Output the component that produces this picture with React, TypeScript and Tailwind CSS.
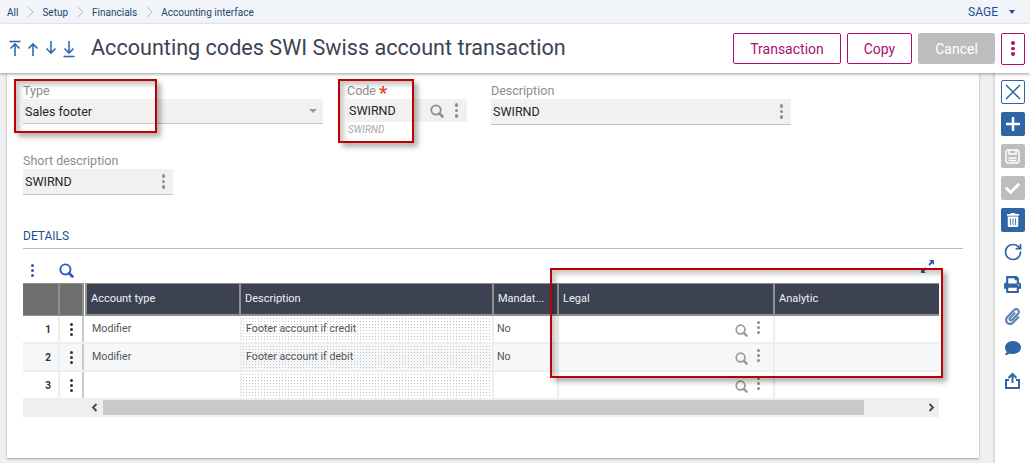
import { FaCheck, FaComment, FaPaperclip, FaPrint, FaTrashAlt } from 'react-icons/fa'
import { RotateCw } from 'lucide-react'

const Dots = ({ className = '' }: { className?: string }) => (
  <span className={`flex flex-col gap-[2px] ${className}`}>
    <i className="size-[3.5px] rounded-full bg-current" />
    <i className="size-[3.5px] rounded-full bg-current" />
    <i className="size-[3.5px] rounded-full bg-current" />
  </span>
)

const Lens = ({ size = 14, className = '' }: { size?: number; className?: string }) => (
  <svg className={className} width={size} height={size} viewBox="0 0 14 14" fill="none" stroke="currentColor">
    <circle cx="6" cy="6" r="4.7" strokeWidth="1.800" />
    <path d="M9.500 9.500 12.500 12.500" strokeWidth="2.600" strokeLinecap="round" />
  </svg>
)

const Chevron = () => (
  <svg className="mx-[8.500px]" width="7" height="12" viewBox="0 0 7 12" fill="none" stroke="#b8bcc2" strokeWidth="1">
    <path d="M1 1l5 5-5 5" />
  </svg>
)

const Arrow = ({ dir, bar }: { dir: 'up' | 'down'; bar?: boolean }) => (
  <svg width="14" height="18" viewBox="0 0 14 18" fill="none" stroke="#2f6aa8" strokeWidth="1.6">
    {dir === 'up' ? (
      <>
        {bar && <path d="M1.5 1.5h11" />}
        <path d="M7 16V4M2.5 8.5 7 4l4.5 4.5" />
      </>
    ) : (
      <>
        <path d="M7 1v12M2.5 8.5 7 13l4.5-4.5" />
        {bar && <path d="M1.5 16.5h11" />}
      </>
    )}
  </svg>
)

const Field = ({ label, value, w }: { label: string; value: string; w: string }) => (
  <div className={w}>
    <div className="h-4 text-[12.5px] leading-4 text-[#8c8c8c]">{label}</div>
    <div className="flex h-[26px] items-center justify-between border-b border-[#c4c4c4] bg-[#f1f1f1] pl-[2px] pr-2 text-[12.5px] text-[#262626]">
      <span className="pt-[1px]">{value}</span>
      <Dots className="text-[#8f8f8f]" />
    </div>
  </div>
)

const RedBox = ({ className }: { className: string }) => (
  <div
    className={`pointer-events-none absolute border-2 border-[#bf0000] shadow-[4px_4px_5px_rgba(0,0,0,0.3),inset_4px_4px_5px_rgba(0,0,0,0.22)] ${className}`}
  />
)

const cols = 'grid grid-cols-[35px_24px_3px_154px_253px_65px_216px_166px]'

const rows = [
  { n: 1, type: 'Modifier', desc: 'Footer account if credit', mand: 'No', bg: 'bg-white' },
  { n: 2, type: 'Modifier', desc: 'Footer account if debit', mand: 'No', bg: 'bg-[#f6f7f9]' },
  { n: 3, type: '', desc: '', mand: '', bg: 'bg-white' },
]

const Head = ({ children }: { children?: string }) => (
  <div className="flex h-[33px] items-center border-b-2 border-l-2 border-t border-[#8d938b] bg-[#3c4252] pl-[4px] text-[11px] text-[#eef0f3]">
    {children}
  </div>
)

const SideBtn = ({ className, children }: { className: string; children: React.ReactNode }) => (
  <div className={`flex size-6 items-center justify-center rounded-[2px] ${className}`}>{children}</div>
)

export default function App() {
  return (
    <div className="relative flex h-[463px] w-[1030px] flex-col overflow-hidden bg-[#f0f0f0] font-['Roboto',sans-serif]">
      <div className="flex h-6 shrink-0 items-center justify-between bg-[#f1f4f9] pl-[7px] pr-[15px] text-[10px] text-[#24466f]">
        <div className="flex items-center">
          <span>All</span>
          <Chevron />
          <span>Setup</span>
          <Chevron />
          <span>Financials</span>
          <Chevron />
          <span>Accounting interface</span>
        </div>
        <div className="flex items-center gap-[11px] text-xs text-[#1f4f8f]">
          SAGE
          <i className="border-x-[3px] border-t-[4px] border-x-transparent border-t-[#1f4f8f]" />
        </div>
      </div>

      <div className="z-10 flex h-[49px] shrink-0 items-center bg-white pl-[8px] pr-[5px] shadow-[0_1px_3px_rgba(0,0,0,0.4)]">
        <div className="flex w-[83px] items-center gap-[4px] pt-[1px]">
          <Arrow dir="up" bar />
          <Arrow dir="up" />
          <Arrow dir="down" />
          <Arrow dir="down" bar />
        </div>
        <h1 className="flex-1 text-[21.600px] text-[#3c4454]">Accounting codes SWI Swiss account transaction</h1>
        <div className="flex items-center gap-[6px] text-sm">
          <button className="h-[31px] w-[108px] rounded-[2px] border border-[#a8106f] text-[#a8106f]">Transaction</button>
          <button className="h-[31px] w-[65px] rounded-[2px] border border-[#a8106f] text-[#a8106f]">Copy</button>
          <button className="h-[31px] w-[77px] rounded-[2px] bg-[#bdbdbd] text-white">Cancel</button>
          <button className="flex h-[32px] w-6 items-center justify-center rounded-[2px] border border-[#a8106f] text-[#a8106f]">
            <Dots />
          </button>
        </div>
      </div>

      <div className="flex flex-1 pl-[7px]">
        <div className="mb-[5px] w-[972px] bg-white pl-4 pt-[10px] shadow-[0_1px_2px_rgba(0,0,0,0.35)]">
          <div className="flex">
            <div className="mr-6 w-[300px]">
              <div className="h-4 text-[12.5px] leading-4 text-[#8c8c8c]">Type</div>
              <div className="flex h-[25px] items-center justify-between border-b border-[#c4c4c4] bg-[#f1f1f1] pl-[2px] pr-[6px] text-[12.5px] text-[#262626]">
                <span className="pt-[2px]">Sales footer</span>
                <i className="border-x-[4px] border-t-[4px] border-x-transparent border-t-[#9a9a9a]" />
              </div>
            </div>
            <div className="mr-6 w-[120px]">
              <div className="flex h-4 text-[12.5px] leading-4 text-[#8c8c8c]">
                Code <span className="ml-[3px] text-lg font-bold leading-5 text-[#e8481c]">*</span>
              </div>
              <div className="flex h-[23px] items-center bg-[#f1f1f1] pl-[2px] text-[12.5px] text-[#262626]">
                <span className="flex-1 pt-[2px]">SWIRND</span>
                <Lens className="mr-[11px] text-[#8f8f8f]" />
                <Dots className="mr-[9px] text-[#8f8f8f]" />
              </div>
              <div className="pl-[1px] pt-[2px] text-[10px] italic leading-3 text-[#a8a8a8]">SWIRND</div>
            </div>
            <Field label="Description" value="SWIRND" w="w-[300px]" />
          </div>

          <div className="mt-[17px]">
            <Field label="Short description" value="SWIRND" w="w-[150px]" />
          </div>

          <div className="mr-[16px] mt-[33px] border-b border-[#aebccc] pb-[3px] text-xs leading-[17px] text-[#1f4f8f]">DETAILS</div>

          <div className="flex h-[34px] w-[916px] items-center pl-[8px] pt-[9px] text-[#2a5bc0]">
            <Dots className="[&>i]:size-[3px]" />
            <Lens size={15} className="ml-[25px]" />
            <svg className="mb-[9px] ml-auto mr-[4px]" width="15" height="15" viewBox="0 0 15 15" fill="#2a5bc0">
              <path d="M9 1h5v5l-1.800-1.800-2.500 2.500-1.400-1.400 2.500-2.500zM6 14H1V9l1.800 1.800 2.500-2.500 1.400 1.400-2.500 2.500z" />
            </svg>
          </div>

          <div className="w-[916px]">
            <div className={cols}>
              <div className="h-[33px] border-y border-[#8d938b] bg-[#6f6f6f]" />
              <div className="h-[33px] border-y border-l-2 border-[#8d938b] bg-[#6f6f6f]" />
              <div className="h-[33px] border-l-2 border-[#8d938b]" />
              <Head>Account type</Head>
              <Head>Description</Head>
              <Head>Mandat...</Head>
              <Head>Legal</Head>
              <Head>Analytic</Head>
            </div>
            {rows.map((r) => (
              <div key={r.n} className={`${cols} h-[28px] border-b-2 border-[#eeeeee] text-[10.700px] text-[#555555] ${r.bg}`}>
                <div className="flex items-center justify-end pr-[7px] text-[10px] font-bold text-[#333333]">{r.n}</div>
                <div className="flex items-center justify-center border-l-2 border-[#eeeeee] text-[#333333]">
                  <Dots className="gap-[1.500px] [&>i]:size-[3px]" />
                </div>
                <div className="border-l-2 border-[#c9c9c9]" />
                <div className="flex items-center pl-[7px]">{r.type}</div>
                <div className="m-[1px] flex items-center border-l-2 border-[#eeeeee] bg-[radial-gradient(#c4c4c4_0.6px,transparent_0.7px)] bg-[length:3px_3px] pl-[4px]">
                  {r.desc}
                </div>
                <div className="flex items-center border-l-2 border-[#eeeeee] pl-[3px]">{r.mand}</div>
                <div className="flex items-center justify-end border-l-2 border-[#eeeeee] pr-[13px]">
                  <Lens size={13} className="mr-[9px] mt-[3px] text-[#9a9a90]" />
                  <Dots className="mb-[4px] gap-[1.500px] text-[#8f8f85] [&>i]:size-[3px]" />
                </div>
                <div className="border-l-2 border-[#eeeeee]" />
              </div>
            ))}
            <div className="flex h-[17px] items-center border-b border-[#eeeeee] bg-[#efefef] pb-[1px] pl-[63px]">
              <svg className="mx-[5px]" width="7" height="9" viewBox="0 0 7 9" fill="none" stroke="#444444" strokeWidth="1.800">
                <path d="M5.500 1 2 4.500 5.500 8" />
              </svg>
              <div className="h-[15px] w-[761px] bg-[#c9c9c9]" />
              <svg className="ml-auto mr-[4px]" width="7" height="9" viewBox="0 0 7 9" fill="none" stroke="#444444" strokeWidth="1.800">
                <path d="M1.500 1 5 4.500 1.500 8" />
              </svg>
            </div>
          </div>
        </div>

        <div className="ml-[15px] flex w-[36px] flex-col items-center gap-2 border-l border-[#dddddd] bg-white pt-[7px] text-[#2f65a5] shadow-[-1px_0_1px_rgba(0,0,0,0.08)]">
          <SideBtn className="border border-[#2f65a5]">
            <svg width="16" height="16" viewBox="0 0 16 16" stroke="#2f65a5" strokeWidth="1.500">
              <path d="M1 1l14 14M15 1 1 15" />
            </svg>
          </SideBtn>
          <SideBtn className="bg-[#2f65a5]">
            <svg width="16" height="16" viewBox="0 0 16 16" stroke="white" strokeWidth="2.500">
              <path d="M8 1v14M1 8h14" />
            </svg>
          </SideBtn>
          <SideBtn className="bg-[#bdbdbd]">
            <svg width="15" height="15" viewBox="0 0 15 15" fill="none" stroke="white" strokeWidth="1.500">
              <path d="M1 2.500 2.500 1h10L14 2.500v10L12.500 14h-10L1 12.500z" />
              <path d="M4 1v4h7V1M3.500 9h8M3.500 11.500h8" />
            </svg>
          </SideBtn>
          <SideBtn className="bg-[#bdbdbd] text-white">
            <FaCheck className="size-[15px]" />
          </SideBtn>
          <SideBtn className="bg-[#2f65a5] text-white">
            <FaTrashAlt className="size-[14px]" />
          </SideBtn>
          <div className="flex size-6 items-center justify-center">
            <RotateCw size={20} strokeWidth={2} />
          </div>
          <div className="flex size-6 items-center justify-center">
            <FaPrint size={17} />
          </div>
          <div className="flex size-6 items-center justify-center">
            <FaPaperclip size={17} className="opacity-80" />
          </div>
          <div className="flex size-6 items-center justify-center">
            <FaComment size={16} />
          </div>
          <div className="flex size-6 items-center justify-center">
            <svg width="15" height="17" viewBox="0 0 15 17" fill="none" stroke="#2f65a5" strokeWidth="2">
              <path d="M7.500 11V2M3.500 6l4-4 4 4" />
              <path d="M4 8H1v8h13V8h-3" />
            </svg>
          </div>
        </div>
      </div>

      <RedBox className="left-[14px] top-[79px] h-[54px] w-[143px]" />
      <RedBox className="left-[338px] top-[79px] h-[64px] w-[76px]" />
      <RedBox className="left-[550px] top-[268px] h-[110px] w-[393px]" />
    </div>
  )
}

▸ To do
Copy nothing but the lines from the top of the data down to the line containing "const cols = 'grid", and leave the pictures out.

▸ The solution
Output the component that produces this picture with React, TypeScript and Tailwind CSS.
import { FaCheck, FaComment, FaPaperclip, FaPrint, FaTrashAlt } from 'react-icons/fa'
import { RotateCw } from 'lucide-react'

const Dots = ({ className = '' }: { className?: string }) => (
  <span className={`flex flex-col gap-[2px] ${className}`}>
    <i className="size-[3.5px] rounded-full bg-current" />
    <i className="size-[3.5px] rounded-full bg-current" />
    <i className="size-[3.5px] rounded-full bg-current" />
  </span>
)

const Lens = ({ size = 14, className = '' }: { size?: number; className?: string }) => (
  <svg className={className} width={size} height={size} viewBox="0 0 14 14" fill="none" stroke="currentColor">
    <circle cx="6" cy="6" r="4.7" strokeWidth="1.800" />
    <path d="M9.500 9.500 12.500 12.500" strokeWidth="2.600" strokeLinecap="round" />
  </svg>
)

const Chevron = () => (
  <svg className="mx-[8.500px]" width="7" height="12" viewBox="0 0 7 12" fill="none" stroke="#b8bcc2" strokeWidth="1">
    <path d="M1 1l5 5-5 5" />
  </svg>
)

const Arrow = ({ dir, bar }: { dir: 'up' | 'down'; bar?: boolean }) => (
  <svg width="14" height="18" viewBox="0 0 14 18" fill="none" stroke="#2f6aa8" strokeWidth="1.6">
    {dir === 'up' ? (
      <>
        {bar && <path d="M1.5 1.5h11" />}
        <path d="M7 16V4M2.5 8.5 7 4l4.5 4.5" />
      </>
    ) : (
      <>
        <path d="M7 1v12M2.5 8.5 7 13l4.5-4.5" />
        {bar && <path d="M1.5 16.5h11" />}
      </>
    )}
  </svg>
)

const Field = ({ label, value, w }: { label: string; value: string; w: string }) => (
  <div className={w}>
    <div className="h-4 text-[12.5px] leading-4 text-[#8c8c8c]">{label}</div>
    <div className="flex h-[26px] items-center justify-between border-b border-[#c4c4c4] bg-[#f1f1f1] pl-[2px] pr-2 text-[12.5px] text-[#262626]">
      <span className="pt-[1px]">{value}</span>
      <Dots className="text-[#8f8f8f]" />
    </div>
  </div>
)

const RedBox = ({ className }: { className: string }) => (
  <div
    className={`pointer-events-none absolute border-2 border-[#bf0000] shadow-[4px_4px_5px_rgba(0,0,0,0.3),inset_4px_4px_5px_rgba(0,0,0,0.22)] ${className}`}
  />
)

const cols = 'grid grid-cols-[35px_24px_3px_154px_253px_65px_216px_166px]'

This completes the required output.